ARt Critic Face Matrix
Tamiko Thiel (USA/DEU)
The self-referential “ARt Critic Face Matrix” surrounds you with animated art critic faces, ranging from skeptical to outrage. It was originally created for “We AR in MoMA,” the path-breaking AR intervention at the Museum of Modern Art in New York, 2010. In 2011 it was updated with animated faces as the “ARt Critic Face Matrix (reloaded).” It is permanently installed in fine art museums the world over, such as MoMA NY, ICA Boston, MoCA Los Angeles, Tate Liverpool, Hayward Gallery London, Stedelijk Museum Amsterdam.

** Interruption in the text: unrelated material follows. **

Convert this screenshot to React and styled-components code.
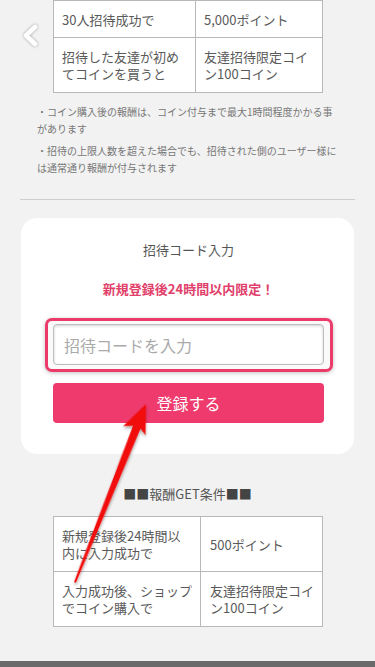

Orators, Rostrums, & Propoganda Stands
John Criag Freeman (USA)
Based of the work of Gustav Gustavovich Klucis, including designs for Screen-radio Orators, Rostrums, and Propaganda Stands from 1922. Each of the Orators, Rostrums, and Propaganda Stands display a black and white animation from a contemporary mass uprising, juxtaposed with frames from the Odessa Steps scene of Sergei Eisenstein‘s historic Battleship Potemkin film. When touched, the virtual objects play sound from the uprising. The stands call up both the resurgence and nostalgia of current worldwide political idealism as they reimagine the museum plaza in the function of the public square.